The Colville Indian Reservation was established in the north-central part of Washington for members of twelve different tribes of Indians. These tribes were the Chelan, Colville, the Entiat, the Methow, the Nespelem, the Nez Perce of Chief Joseph's Band, the southern Okanagan, the Palus, the Sanpoil, the Sinixt (or "Lakes"), the Sinkiuse-Columbia, and the Wenatchi. The reservation was originally created 1872 by a series of Executive Orders issued by President Ulysses S. Grant and stretched from the Columbia River on the south to the Canada–US border on the north. [1] In 1887, the Dawes Act was passed and the federal government looked at allotting the land on the reservation.
In 1891, an agreement was reached with the tribe that they would cede the northern half of the reservation to the government. [2] As part of the terms of the agreement, Indians in the northern half who did not wish to move to the southern half would be given 80 acres of land. In addition, the United States agreed to pay $1,500,000 to the tribe and the tribe reserved hunting and fishing rights on the ceded land. [3] In 1892, Congress passed an act removing the northern half from tribal jurisdiction, but not implementing all of the agreement. [4] The payment to the tribe was not initially made, but was eventually paid fourteen years later.
Alexander Antoine was an enrolled member of the Colville Confederated Tribes. In 1971, Antoine and his wife Irene [fn 1] were hunting on the northern half of the former reservation and were cited for hunting deer during a closed season. [5] The Antoines were convicted of hunting and possessing a deer during a closed season in Superior Court. [6] After the conviction, the tribe took up their defense and appealed to the Washington Supreme Court.
At the Washington Supreme Court the tribe and the Antoines argued that Article 6 of the 1891 agreement reserved to tribal members the right to hunt and fish in the ceded northern portion of the reservation. [7] The state of Washington argued that the agreement was not a treaty, but a mere contract. [fn 2] [9] While a treaty was "the supreme law of the land" under the Supremacy Clause, a contract was not, and a contract could not bind someone who was not a party to the contract. [10] Since the state of Washington was not a party to the contract, it could not be bound by the contract and could exercise its police power to regulate hunting and fishing. [11] The court affirmed the convictions. [12] The tribe then appealed the case to the U.S. Supreme Court and it granted certiorari . [13]
The Antoines were represented by Mason D. Morisset of Seattle. Morisset first argued that treaties, laws, and agreements with Indian tribes must be construed in the tribe's favor, according to the Indian canon of construction. [14] Second, when lands are set aside for Indians, the tribe retains hunting and fishing rights unless they are specifically removed, and when the text is silent, the hunting and fishing rights remain, citing Menominee Tribe v. United States . [15] Third, on reservation lands, the state has no authority to regulate hunting. [16] Fourth, the 1891 agreement is covered by the Supremacy Clause because Congress enacted a federal statute relating to Indians, which is binding on the states. [17]

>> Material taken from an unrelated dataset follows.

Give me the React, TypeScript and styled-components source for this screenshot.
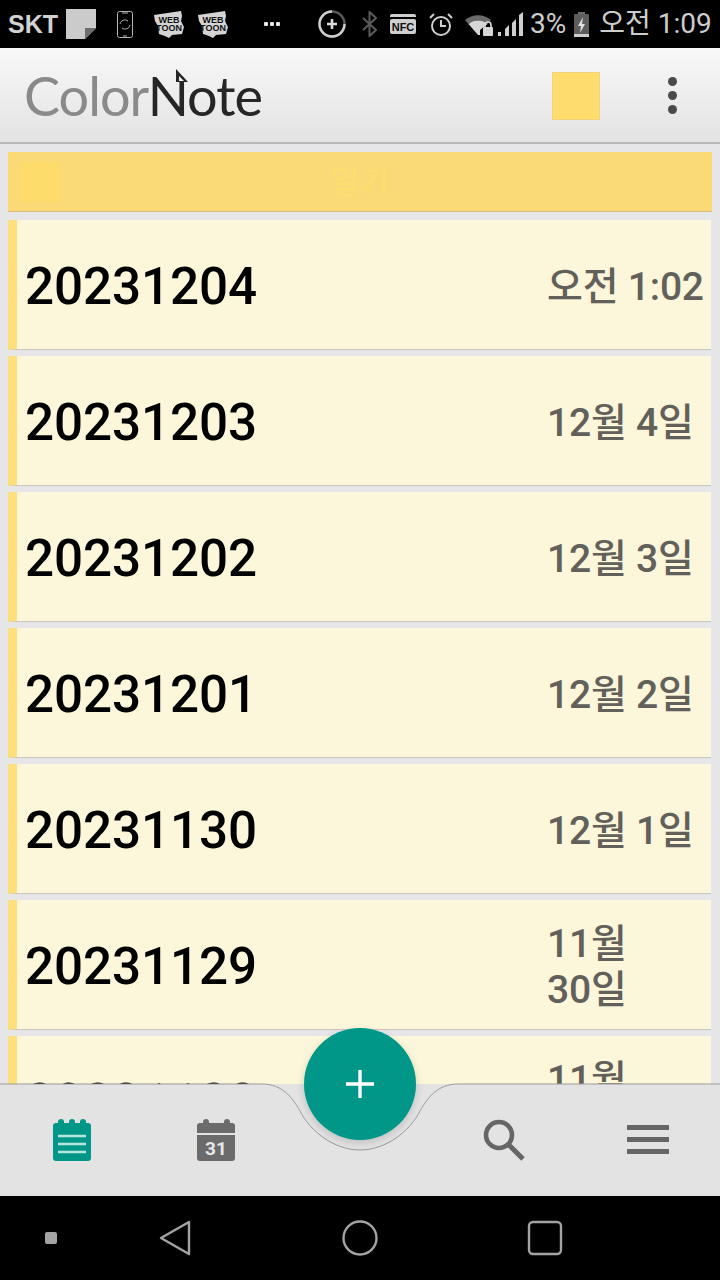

The state was represented by Joseph Lawrence Coniff, Jr., Assistant Attorney General for Washington. The state argued that since the federal government could not enter into a treaty with the Colville tribe, the Supremacy Clause did not apply. [18] Further, the 1891 agreement was a contract, not a treaty, and as a contract could not bind the state since the state was not a party to the contract. [19] Since the northern half was returned to the public domain, Washington had the authority to regulate hunting on the land. [20]
The United States, through Solicitor General Robert Bork filed an amicus curiae brief supporting the position of the Antoines and the tribe. [21]
Justice William J. Brennan, Jr. delivered the opinion of the court. [fn 3] Brennan began by following Morisset's argument that the Indian canon governed, that agreements must be construed in favor of the tribe, noting that this has been law for over 150 years. [23] Brennan next noted the fallacy of the lower courts position on the Supremacy Clause and the agreement with the tribe. He noted that once Congress passed a statute implementing the agreement, it was law and the Supremacy Clause applied. [24] All the 1871 law did was change the method of dealing with the tribes, but a federal law still governed. [25] Brennan then noted that even though the statute did not explicitly state it reserved hunting and fishing rights for the Indians, it must be construed in that manner since the agreement stated that the rights "shall not be taken away or in anywise abridged." [26] The court reversed the lower court. [27]
Justice William O. Douglas concurred in the opinion. Douglas summed it up clearly when he said "We have here only an issue involving the power of a State to impose a regulatory restraint upon a right which Congress bestowed on these Indians. Such an assertion of state power must fall by reason of the Supremacy Clause." [28]
Justice William Rehnquist dissented. Rehnquist stated that the Washington hunting regulations and laws could only be affected by a treaty or a statute, not by an agreement between the United States and a tribe. [29] Although the ratifying or enabling act passed, authorizing monies to pay for the land, there was no language in the act about hunting or fishing rights, nor about any of the other twelve articles of the agreement. [30] Rehnquist noted that in every other case where the court held that the congressional act ratified an agreement, Congress had included the language of the agreement in the law. [31]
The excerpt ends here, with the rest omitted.